Deadly floods in Malawi robbed Fanny Josamu of her husband last year and now drought threatens her two children with starvation.
For weeks, Josamu has relied on unripened watermelons and vegetables to keep her small family alive in Chikwawa, one of the most disaster-prone areas in southern Malawi.
“When they eat the children collapse because it’s not tasty and they can’t eat enough,” the 22-year-old fretted.
“If we don’t get any help after this food finishes, our children are going to die,” Josamu said as she collected a bag of maize, cooking oil and legumes being handed out by World Vision, one of a clutch of aid groups responding to an emergency that has left 2.8 million Malawians hungry.
Almost 16 million in Southern Africa face hunger this year because of drought exacerbated by an El Nino weather pattern, but Malawi is the worst-hit country with about 17 percent of its population affected.
Prices for maize, the nation’s staple crop, are already more than 60 percent above the 3-year average for this time of the year, making it increasingly difficult for many people to buy food, the United Nations World Food Programme (WFP) says.

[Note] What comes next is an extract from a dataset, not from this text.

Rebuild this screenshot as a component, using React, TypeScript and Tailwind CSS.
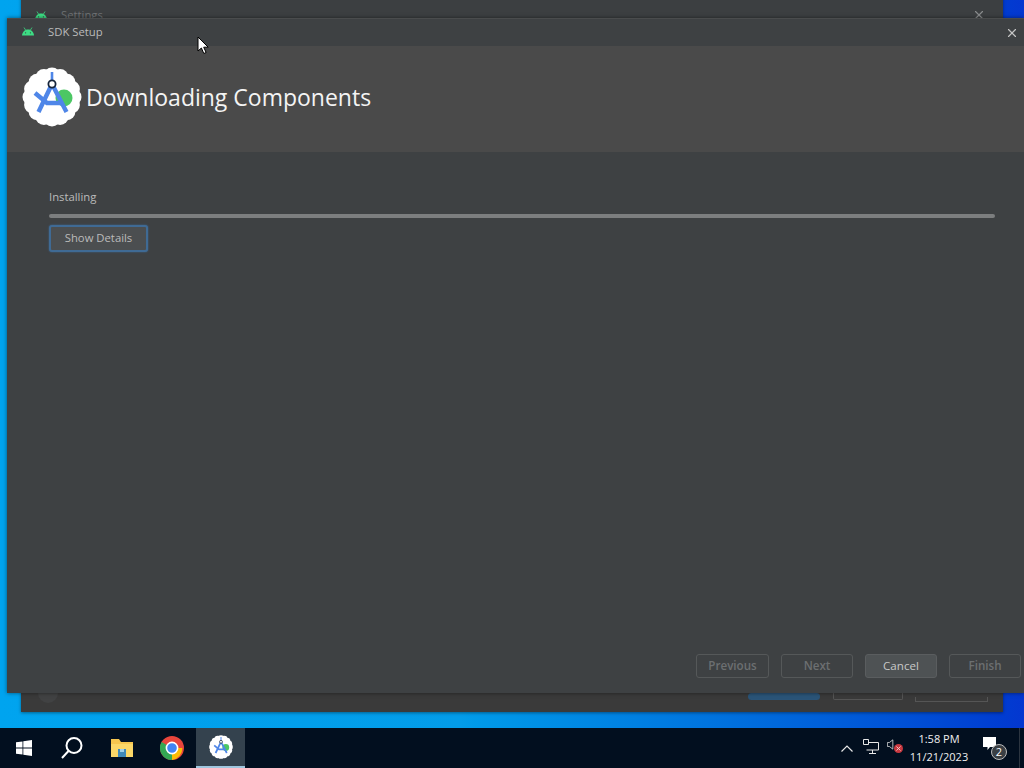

Last week, the government raised fuel prices partly in response to the kwacha’s weakness against the U.S. dollar. But the move is likely to push up prices for maize even more.
According to WFP, Malawi faces the highest inflation rate in the region at 23.5 percent and its kwacha currency is on average 170 percent higher than its exchange rate against the U.S. dollar compared to the same period last year.

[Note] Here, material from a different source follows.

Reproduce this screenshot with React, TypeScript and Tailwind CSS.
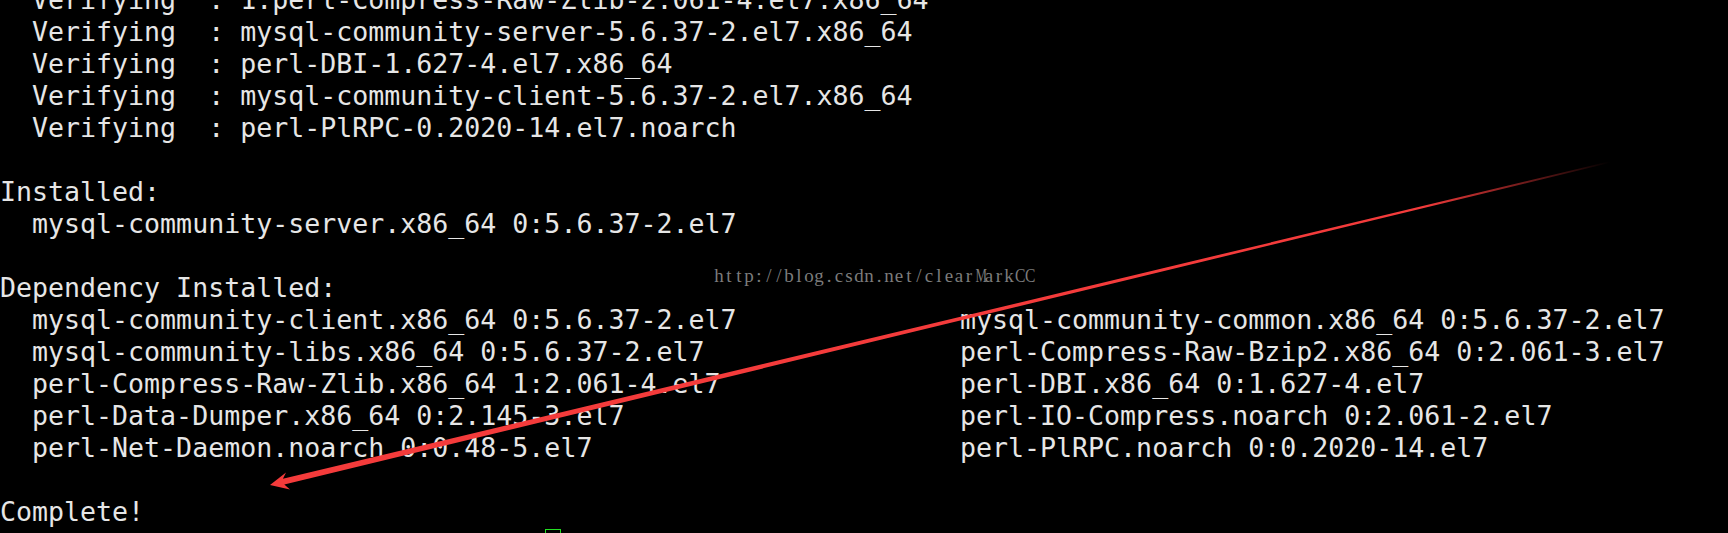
import React from "react";

const top: string[] = [
  "  Verifying  : 1:perl-Compress-Raw-Zlib-2.061-4.el7.x86_64",
  "  Verifying  : mysql-community-server-5.6.37-2.el7.x86_64",
  "  Verifying  : perl-DBI-1.627-4.el7.x86_64",
  "  Verifying  : mysql-community-client-5.6.37-2.el7.x86_64",
  "  Verifying  : perl-PlRPC-0.2020-14.el7.noarch",
  "",
  "Installed:",
  "  mysql-community-server.x86_64 0:5.6.37-2.el7",
  "",
  "Dependency Installed:",
];

const deps: [string, string][] = [
  ["  mysql-community-client.x86_64 0:5.6.37-2.el7", "mysql-community-common.x86_64 0:5.6.37-2.el7"],
  ["  mysql-community-libs.x86_64 0:5.6.37-2.el7", "perl-Compress-Raw-Bzip2.x86_64 0:2.061-3.el7"],
  ["  perl-Compress-Raw-Zlib.x86_64 1:2.061-4.el7", "perl-DBI.x86_64 0:1.627-4.el7"],
  ["  perl-Data-Dumper.x86_64 0:2.145-3.el7", "perl-IO-Compress.noarch 0:2.061-2.el7"],
  ["  perl-Net-Daemon.noarch 0:0.48-5.el7", "perl-PlRPC.noarch 0:0.2020-14.el7"],
];

const mark = "http://blog.csdn.net/clearMarkCC";

function cellClass(c: string): string {
  if (c === "M") return "inline-block w-[10px] text-center scale-x-[0.68]";
  if (c === "C") return "inline-block w-[10px] text-center scale-x-[0.82]";
  return "inline-block w-[10px] text-center";
}

function Arrow() {
  return (
    <svg
      className="absolute left-0 top-0 pointer-events-none"
      width={1728}
      height={533}
      viewBox="0 0 1728 533"
    >
      <defs>
        <linearGradient id="fade" gradientUnits="userSpaceOnUse" x1="270" y1="485" x2="1610" y2="162">
          <stop offset="0" stopColor="#f43b3b" stopOpacity="1" />
          <stop offset="0.86" stopColor="#f43b3b" stopOpacity="1" />
          <stop offset="1" stopColor="#f43b3b" stopOpacity="0" />
        </linearGradient>
      </defs>
      <polygon
        fill="url(#fade)"
        points="270,485 290,489.5 284.3,484.6 1610.2,162.7 1609.8,161.3 282.9,478.8 286,472.6"
      />
    </svg>
  );
}

export default function App() {
  const mono = { fontFamily: '"DejaVu Sans Mono", monospace' };
  return (
    <div className="relative w-[1728px] h-[533px] overflow-hidden bg-black">
      <div
        className="-mt-4 flex flex-col text-[26.6px] leading-[32px] text-[#e6e6e6] whitespace-pre"
        style={mono}
      >
        {top.map((t, i) => (
          <div key={i} className="h-[32px]">
            {t}
          </div>
        ))}
        {deps.map(([a, b], i) => (
          <div key={"d" + i} className="flex h-[32px]">
            <div className="w-[960px] shrink-0">{a}</div>
            <div>{b}</div>
          </div>
        ))}
        <div className="h-[32px]"></div>
        <div className="h-[32px]">Complete!</div>
        <div className="flex h-[32px] pl-[545px]">
          <div className="mt-[1px] w-[16px] h-[30px] border border-[#22e022]"></div>
        </div>
      </div>
      <div
        className="absolute left-[714px] top-[266px] flex text-[19px] leading-[20px] text-[#7c7c7c]"
        style={{ fontFamily: '"Liberation Serif", serif' }}
      >
        {mark.split("").map((c, i) => (
          <span key={i} className={cellClass(c)}>
            {c}
          </span>
        ))}
      </div>
      <Arrow />
    </div>
  );
}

Across Majete National Park another community living in the same district as Josamu have barely recovered from last year’s torrential rains which caused Malawi to declare half the country a disaster zone as 340,000 people were forced from their homes.
Chief Fombe said the floods ruined the land, covering it with sand. “But even if we had land today, this scorching heat would have made it impossible for us and killed every crop,” he said with a shrug.
Many of his people are suffering.
Looking frail and lost, 91-year-old Temesi Chiwala said she cannot remember the last time families survived on watermelons.
“I have never seen what I am seeing today,” she said as her daughter-in-law prepared their first and last meal of the day.
The Famine Early Warning Systems Network has said it estimates that without additional imports, supplies of subsidised maize would run out in March, about one month before the next harvest is expected to begin.
Even though Finance Minister Goodall Gondwe told parliament last month that 30,000 tonnes of maize would be imported from neighbouring Zambia and 50,000 from Tanzania, aid workers expect humanitarian needs to run high for some time.
WFP said that although climate models suggest El Nino – a warming of sea-surface temperatures in the Pacific – would fade by June, its impact would be felt for up to two years.
“El Nino events have historically always been followed by a strong La Nina,” WFP said in a report on Tuesday.
“In the Southern Africa region, this means flooding, which is as bad for production as drought, and could affect the region well into 2017.”
U.S. government weather forecaster, the Climate Prediction Center (CPC), said on Thursday it sees a near 50 percent chance La Nina could develop later this year.
Typically less damaging than El Nino, La Nina is characterised by unusually cold ocean temperatures in the equatorial Pacific Ocean.